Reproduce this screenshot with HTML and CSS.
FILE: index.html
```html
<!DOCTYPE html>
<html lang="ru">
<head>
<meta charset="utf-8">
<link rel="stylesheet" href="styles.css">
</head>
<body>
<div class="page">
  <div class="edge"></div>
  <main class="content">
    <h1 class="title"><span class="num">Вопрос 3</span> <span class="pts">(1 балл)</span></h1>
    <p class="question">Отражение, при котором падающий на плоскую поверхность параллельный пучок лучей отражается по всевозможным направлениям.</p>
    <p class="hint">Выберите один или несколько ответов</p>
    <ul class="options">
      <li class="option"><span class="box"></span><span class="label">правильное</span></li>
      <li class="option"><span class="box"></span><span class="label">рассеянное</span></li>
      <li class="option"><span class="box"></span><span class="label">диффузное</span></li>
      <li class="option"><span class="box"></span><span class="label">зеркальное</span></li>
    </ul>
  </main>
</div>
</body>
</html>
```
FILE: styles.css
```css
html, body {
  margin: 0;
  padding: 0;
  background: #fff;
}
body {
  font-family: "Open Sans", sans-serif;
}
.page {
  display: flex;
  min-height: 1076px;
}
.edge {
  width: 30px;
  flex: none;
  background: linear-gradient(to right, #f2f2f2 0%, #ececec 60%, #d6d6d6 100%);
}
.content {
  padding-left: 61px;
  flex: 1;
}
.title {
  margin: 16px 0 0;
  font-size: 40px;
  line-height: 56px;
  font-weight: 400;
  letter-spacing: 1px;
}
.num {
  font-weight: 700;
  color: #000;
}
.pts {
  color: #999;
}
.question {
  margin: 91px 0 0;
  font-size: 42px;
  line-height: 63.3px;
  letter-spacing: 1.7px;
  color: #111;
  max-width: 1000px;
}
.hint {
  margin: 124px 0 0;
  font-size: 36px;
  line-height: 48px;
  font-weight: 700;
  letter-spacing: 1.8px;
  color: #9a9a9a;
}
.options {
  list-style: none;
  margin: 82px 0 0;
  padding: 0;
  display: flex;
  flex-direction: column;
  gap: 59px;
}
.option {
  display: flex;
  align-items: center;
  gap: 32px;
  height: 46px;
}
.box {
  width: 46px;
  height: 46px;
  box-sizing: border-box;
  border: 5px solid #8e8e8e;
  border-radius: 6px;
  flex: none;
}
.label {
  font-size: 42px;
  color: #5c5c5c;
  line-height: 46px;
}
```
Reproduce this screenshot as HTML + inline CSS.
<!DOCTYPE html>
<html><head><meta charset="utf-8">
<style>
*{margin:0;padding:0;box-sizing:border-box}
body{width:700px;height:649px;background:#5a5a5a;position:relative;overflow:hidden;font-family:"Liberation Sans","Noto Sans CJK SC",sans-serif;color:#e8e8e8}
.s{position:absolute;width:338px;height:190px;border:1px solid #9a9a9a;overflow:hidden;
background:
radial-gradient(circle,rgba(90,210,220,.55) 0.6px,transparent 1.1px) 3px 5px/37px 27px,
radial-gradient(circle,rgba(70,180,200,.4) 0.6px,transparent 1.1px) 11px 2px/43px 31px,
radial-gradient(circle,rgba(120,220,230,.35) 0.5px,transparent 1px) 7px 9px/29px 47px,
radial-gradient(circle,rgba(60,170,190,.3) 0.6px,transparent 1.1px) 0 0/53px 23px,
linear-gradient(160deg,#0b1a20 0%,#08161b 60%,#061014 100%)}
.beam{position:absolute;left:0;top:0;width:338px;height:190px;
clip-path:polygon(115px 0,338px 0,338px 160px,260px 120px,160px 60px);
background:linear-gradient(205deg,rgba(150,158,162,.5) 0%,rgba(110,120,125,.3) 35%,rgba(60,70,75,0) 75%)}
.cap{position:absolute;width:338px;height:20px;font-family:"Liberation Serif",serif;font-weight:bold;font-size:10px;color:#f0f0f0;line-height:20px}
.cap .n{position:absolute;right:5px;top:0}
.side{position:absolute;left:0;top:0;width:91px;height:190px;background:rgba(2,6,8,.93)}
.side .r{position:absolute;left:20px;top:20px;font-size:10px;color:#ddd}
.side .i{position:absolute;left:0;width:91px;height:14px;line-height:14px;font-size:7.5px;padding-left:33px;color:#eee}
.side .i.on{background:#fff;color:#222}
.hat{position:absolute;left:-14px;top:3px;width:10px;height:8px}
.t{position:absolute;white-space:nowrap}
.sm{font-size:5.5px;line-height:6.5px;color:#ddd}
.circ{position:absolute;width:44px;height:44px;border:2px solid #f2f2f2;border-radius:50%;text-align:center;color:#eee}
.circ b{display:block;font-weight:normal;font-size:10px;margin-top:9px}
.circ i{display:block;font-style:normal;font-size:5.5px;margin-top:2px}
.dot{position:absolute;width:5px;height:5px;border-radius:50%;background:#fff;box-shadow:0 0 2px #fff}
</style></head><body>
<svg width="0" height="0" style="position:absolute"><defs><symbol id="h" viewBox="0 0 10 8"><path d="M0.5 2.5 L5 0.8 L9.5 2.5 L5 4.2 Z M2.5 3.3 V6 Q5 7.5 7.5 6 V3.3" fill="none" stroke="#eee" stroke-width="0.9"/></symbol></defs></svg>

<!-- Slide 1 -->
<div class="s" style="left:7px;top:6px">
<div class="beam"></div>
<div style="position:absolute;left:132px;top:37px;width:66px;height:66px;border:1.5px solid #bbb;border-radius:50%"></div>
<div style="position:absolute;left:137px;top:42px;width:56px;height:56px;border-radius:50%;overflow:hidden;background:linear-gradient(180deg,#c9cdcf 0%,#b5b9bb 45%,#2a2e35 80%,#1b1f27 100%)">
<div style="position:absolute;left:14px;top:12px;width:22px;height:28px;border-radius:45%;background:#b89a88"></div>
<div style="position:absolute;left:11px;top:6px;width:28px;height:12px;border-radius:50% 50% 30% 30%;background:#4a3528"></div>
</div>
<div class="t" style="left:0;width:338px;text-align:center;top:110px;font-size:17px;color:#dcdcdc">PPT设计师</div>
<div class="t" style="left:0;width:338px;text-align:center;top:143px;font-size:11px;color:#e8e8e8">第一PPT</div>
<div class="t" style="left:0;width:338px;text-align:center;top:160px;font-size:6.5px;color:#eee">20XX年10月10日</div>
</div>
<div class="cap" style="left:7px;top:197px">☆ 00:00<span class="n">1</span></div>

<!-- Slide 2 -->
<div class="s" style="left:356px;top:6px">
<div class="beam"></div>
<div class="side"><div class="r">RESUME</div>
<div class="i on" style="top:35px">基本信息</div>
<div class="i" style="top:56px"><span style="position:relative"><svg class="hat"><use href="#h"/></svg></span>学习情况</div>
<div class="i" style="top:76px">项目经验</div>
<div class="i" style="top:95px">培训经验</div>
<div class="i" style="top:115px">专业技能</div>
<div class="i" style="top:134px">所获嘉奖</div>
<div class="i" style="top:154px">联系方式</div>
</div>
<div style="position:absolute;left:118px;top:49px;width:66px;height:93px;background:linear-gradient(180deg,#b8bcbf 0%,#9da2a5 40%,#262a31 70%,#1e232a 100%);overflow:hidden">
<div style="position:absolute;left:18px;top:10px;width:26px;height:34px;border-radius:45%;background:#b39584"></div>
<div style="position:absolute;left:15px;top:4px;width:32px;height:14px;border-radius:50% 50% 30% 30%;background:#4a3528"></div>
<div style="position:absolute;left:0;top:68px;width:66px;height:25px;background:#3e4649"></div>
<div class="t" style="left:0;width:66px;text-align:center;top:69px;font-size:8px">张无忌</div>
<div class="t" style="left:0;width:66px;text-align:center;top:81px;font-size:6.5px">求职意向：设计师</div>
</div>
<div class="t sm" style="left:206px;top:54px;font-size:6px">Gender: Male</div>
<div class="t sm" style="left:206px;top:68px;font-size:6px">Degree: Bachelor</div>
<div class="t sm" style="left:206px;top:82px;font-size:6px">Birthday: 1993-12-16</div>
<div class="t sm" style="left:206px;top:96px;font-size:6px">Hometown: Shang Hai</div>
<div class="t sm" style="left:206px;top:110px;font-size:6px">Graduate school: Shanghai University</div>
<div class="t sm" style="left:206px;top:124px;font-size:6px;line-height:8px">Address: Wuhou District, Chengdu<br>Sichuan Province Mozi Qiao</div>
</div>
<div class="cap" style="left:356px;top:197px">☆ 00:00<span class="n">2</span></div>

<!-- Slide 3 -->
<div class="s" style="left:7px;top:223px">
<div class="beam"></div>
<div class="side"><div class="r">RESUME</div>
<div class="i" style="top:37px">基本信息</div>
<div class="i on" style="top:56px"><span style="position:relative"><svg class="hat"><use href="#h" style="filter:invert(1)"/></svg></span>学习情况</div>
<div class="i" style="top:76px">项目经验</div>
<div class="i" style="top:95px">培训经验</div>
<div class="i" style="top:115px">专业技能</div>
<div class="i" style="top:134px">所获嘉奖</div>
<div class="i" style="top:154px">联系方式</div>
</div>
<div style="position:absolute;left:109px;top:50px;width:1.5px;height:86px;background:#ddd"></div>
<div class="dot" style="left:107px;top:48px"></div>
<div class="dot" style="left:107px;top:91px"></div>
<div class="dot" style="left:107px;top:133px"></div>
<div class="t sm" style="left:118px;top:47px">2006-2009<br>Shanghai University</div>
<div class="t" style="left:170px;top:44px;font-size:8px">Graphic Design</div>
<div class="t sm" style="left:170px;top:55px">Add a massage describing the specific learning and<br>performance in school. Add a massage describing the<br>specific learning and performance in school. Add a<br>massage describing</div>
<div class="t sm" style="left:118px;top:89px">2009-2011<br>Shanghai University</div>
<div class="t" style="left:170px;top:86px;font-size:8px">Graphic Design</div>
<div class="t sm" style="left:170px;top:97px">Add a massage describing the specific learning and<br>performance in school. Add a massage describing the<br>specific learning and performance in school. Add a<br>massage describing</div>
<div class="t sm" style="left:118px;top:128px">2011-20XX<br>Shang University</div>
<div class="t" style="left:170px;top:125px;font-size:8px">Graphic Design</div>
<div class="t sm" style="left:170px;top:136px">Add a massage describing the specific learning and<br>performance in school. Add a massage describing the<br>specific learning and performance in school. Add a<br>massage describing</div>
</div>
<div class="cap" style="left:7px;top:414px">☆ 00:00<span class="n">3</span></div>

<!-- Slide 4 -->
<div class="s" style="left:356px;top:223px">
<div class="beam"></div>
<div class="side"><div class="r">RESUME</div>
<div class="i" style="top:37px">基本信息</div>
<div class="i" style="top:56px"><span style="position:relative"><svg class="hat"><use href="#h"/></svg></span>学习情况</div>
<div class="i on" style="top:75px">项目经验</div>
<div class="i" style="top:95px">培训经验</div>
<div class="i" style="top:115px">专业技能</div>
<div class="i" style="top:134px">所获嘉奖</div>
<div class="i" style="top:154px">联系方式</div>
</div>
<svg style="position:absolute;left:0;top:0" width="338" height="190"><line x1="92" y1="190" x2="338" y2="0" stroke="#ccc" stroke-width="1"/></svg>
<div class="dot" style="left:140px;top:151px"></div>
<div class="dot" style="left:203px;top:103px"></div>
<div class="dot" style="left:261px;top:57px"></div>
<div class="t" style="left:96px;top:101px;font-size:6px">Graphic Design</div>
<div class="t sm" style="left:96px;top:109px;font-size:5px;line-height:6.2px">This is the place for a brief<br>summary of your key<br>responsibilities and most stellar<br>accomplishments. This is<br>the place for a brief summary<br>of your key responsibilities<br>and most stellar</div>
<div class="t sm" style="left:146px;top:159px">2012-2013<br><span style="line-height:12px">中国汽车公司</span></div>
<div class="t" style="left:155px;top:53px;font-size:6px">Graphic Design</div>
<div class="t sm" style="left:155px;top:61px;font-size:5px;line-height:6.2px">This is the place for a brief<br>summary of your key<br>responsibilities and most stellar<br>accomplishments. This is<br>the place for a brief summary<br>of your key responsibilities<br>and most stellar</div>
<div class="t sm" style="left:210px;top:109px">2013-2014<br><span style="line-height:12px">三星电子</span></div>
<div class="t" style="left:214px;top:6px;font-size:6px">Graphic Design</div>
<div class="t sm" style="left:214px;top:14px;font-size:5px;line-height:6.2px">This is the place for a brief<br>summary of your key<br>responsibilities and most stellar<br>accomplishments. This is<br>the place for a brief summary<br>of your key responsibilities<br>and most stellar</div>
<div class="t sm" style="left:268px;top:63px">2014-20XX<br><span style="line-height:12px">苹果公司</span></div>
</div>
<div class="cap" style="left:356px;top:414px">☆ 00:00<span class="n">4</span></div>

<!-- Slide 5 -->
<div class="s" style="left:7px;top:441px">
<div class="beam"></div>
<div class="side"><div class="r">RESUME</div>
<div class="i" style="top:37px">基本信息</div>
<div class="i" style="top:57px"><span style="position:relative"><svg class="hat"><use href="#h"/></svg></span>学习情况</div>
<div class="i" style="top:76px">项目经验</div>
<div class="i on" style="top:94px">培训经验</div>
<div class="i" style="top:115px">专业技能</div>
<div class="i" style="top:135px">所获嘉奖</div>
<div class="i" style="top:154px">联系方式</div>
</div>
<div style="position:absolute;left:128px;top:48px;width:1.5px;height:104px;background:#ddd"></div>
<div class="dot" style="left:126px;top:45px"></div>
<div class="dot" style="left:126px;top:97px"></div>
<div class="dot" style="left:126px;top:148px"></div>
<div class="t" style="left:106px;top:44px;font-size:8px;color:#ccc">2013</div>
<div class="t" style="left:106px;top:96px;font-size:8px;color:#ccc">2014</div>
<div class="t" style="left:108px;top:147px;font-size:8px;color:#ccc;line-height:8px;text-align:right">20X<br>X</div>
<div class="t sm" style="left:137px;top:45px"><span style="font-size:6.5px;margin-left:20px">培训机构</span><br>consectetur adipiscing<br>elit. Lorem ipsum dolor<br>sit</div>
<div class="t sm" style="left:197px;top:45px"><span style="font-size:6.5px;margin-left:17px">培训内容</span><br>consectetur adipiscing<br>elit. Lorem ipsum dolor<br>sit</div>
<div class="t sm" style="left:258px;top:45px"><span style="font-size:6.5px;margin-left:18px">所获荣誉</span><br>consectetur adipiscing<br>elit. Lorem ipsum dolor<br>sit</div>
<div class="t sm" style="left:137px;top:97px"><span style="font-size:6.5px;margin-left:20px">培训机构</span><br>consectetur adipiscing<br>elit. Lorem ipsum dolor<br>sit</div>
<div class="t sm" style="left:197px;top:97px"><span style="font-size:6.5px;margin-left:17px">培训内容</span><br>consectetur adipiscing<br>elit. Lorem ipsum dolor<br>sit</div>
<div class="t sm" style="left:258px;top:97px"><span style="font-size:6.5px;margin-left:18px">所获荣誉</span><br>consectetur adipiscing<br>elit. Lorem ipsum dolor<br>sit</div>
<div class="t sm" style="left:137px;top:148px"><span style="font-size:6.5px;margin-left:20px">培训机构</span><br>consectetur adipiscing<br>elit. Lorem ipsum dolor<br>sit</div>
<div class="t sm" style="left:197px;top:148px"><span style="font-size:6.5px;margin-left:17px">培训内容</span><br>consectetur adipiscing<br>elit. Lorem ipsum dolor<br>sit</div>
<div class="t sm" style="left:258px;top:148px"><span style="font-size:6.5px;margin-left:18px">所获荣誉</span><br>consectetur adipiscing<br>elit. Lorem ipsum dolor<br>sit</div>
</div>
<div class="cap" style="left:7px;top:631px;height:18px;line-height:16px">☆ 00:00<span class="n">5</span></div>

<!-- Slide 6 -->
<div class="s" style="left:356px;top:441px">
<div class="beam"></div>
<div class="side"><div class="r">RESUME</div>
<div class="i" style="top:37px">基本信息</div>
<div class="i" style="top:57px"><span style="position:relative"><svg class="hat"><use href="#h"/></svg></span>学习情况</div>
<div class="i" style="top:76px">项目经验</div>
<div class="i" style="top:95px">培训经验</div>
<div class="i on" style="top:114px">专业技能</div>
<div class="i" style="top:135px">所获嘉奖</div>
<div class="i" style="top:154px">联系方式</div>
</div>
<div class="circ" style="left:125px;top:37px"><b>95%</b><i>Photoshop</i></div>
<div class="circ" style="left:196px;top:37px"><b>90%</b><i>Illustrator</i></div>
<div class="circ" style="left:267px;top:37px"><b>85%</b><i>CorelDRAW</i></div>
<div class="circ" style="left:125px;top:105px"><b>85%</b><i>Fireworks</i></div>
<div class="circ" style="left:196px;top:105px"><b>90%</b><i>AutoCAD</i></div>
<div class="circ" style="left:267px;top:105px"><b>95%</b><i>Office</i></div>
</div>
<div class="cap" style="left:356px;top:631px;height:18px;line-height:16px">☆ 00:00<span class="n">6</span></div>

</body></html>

§ **DIRECTION**: Every line in the data that holds "Reproduce" should be copied out.

§ **IN RESPONSE**:
Reproduce this screenshot with HTML and CSS.
Reproduce this screenshot as HTML + inline CSS.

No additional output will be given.